Write the data out again in full, with no departure from the original.

== Dataset section

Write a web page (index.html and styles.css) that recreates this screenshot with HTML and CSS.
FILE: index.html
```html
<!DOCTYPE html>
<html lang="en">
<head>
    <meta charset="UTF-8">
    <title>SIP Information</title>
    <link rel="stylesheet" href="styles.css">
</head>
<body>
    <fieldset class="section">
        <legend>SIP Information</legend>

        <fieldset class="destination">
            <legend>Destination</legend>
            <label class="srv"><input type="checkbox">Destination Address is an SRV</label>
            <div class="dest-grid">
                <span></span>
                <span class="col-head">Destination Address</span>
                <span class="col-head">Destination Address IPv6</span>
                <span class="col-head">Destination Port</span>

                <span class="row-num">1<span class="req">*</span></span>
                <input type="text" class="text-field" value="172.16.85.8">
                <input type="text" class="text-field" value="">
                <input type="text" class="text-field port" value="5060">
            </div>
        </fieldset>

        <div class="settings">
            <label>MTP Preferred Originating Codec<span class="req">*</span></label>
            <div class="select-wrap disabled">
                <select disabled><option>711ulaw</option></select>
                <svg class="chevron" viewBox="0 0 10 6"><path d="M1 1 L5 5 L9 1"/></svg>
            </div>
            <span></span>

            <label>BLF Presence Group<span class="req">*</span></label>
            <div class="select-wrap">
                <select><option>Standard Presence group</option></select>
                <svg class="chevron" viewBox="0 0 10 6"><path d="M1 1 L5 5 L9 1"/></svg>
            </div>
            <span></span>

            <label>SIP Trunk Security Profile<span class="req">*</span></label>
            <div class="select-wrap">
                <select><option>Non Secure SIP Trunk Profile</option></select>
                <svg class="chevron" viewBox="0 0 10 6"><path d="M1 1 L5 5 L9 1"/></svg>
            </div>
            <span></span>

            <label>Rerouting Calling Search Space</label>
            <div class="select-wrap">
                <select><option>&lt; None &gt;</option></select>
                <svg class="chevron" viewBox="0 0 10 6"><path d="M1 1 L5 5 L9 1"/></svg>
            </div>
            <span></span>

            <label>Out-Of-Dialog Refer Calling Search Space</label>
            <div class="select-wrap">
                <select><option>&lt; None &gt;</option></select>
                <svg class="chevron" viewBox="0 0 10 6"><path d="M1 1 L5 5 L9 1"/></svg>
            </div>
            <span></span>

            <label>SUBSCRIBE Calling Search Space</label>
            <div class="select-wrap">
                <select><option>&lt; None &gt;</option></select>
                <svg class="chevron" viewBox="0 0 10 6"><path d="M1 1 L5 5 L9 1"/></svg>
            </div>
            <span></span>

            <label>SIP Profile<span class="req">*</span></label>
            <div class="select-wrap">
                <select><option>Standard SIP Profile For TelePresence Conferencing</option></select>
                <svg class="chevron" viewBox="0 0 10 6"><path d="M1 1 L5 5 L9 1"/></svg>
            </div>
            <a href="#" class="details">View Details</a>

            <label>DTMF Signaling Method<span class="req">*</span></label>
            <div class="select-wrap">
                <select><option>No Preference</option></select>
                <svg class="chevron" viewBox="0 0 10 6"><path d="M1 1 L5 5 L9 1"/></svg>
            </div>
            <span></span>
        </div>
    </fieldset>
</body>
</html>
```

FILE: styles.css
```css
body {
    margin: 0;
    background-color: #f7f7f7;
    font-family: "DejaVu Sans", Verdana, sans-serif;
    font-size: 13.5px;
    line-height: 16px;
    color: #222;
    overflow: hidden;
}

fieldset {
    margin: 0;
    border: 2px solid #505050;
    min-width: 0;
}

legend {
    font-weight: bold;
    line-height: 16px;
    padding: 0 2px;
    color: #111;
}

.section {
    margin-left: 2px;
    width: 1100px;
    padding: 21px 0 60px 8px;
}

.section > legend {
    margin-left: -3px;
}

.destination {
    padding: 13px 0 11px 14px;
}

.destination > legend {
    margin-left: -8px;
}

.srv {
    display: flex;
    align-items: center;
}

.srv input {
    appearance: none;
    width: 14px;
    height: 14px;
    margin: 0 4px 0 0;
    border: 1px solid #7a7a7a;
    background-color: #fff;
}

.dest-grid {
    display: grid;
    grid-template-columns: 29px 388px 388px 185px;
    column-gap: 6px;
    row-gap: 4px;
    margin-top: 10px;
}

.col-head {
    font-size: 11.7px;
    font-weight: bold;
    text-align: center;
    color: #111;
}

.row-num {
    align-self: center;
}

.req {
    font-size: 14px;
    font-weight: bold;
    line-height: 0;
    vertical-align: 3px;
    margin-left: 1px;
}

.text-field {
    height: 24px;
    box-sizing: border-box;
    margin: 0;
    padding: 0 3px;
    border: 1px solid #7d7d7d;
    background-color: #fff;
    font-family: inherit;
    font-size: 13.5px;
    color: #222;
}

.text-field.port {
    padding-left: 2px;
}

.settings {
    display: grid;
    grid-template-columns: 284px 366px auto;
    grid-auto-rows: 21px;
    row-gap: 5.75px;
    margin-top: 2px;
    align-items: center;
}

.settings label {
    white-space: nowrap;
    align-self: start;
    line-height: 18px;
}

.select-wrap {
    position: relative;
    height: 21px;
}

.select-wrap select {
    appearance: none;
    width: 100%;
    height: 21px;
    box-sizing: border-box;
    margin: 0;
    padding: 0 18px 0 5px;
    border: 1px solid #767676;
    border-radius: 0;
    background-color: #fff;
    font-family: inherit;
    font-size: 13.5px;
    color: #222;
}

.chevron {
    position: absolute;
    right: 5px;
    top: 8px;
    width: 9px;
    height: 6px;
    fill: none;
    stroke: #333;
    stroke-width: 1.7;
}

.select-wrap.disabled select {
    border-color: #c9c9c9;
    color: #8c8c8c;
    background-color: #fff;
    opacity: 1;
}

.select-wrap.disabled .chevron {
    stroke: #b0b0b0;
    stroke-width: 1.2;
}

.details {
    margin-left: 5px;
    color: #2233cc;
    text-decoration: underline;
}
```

====

Written answer:
Write a web page (index.html and styles.css) that recreates this screenshot with HTML and CSS.
FILE: index.html
```html
<!DOCTYPE html>
<html lang="en">
<head>
    <meta charset="UTF-8">
    <title>SIP Information</title>
    <link rel="stylesheet" href="styles.css">
</head>
<body>
    <fieldset class="section">
        <legend>SIP Information</legend>

        <fieldset class="destination">
            <legend>Destination</legend>
            <label class="srv"><input type="checkbox">Destination Address is an SRV</label>
            <div class="dest-grid">
                <span></span>
                <span class="col-head">Destination Address</span>
                <span class="col-head">Destination Address IPv6</span>
                <span class="col-head">Destination Port</span>

                <span class="row-num">1<span class="req">*</span></span>
                <input type="text" class="text-field" value="172.16.85.8">
                <input type="text" class="text-field" value="">
                <input type="text" class="text-field port" value="5060">
            </div>
        </fieldset>

        <div class="settings">
            <label>MTP Preferred Originating Codec<span class="req">*</span></label>
            <div class="select-wrap disabled">
                <select disabled><option>711ulaw</option></select>
                <svg class="chevron" viewBox="0 0 10 6"><path d="M1 1 L5 5 L9 1"/></svg>
            </div>
            <span></span>

            <label>BLF Presence Group<span class="req">*</span></label>
            <div class="select-wrap">
                <select><option>Standard Presence group</option></select>
                <svg class="chevron" viewBox="0 0 10 6"><path d="M1 1 L5 5 L9 1"/></svg>
            </div>
            <span></span>

            <label>SIP Trunk Security Profile<span class="req">*</span></label>
            <div class="select-wrap">
                <select><option>Non Secure SIP Trunk Profile</option></select>
                <svg class="chevron" viewBox="0 0 10 6"><path d="M1 1 L5 5 L9 1"/></svg>
            </div>
            <span></span>

            <label>Rerouting Calling Search Space</label>
            <div class="select-wrap">
                <select><option>&lt; None &gt;</option></select>
                <svg class="chevron" viewBox="0 0 10 6"><path d="M1 1 L5 5 L9 1"/></svg>
            </div>
            <span></span>

            <label>Out-Of-Dialog Refer Calling Search Space</label>
            <div class="select-wrap">
                <select><option>&lt; None &gt;</option></select>
                <svg class="chevron" viewBox="0 0 10 6"><path d="M1 1 L5 5 L9 1"/></svg>
            </div>
            <span></span>

            <label>SUBSCRIBE Calling Search Space</label>
            <div class="select-wrap">
                <select><option>&lt; None &gt;</option></select>
                <svg class="chevron" viewBox="0 0 10 6"><path d="M1 1 L5 5 L9 1"/></svg>
            </div>
            <span></span>

            <label>SIP Profile<span class="req">*</span></label>
            <div class="select-wrap">
                <select><option>Standard SIP Profile For TelePresence Conferencing</option></select>
                <svg class="chevron" viewBox="0 0 10 6"><path d="M1 1 L5 5 L9 1"/></svg>
            </div>
            <a href="#" class="details">View Details</a>

            <label>DTMF Signaling Method<span class="req">*</span></label>
            <div class="select-wrap">
                <select><option>No Preference</option></select>
                <svg class="chevron" viewBox="0 0 10 6"><path d="M1 1 L5 5 L9 1"/></svg>
            </div>
            <span></span>
        </div>
    </fieldset>
</body>
</html>
```

FILE: styles.css
```css
body {
    margin: 0;
    background-color: #f7f7f7;
    font-family: "DejaVu Sans", Verdana, sans-serif;
    font-size: 13.5px;
    line-height: 16px;
    color: #222;
    overflow: hidden;
}

fieldset {
    margin: 0;
    border: 2px solid #505050;
    min-width: 0;
}

legend {
    font-weight: bold;
    line-height: 16px;
    padding: 0 2px;
    color: #111;
}

.section {
    margin-left: 2px;
    width: 1100px;
    padding: 21px 0 60px 8px;
}

.section > legend {
    margin-left: -3px;
}

.destination {
    padding: 13px 0 11px 14px;
}

.destination > legend {
    margin-left: -8px;
}

.srv {
    display: flex;
    align-items: center;
}

.srv input {
    appearance: none;
    width: 14px;
    height: 14px;
    margin: 0 4px 0 0;
    border: 1px solid #7a7a7a;
    background-color: #fff;
}

.dest-grid {
    display: grid;
    grid-template-columns: 29px 388px 388px 185px;
    column-gap: 6px;
    row-gap: 4px;
    margin-top: 10px;
}

.col-head {
    font-size: 11.7px;
    font-weight: bold;
    text-align: center;
    color: #111;
}

.row-num {
    align-self: center;
}

.req {
    font-size: 14px;
    font-weight: bold;
    line-height: 0;
    vertical-align: 3px;
    margin-left: 1px;
}

.text-field {
    height: 24px;
    box-sizing: border-box;
    margin: 0;
    padding: 0 3px;
    border: 1px solid #7d7d7d;
    background-color: #fff;
    font-family: inherit;
    font-size: 13.5px;
    color: #222;
}

.text-field.port {
    padding-left: 2px;
}

.settings {
    display: grid;
    grid-template-columns: 284px 366px auto;
    grid-auto-rows: 21px;
    row-gap: 5.75px;
    margin-top: 2px;
    align-items: center;
}

.settings label {
    white-space: nowrap;
    align-self: start;
    line-height: 18px;
}

.select-wrap {
    position: relative;
    height: 21px;
}

.select-wrap select {
    appearance: none;
    width: 100%;
    height: 21px;
    box-sizing: border-box;
    margin: 0;
    padding: 0 18px 0 5px;
    border: 1px solid #767676;
    border-radius: 0;
    background-color: #fff;
    font-family: inherit;
    font-size: 13.5px;
    color: #222;
}

.chevron {
    position: absolute;
    right: 5px;
    top: 8px;
    width: 9px;
    height: 6px;
    fill: none;
    stroke: #333;
    stroke-width: 1.7;
}

.select-wrap.disabled select {
    border-color: #c9c9c9;
    color: #8c8c8c;
    background-color: #fff;
    opacity: 1;
}

.select-wrap.disabled .chevron {
    stroke: #b0b0b0;
    stroke-width: 1.2;
}

.details {
    margin-left: 5px;
    color: #2233cc;
    text-decoration: underline;
}
```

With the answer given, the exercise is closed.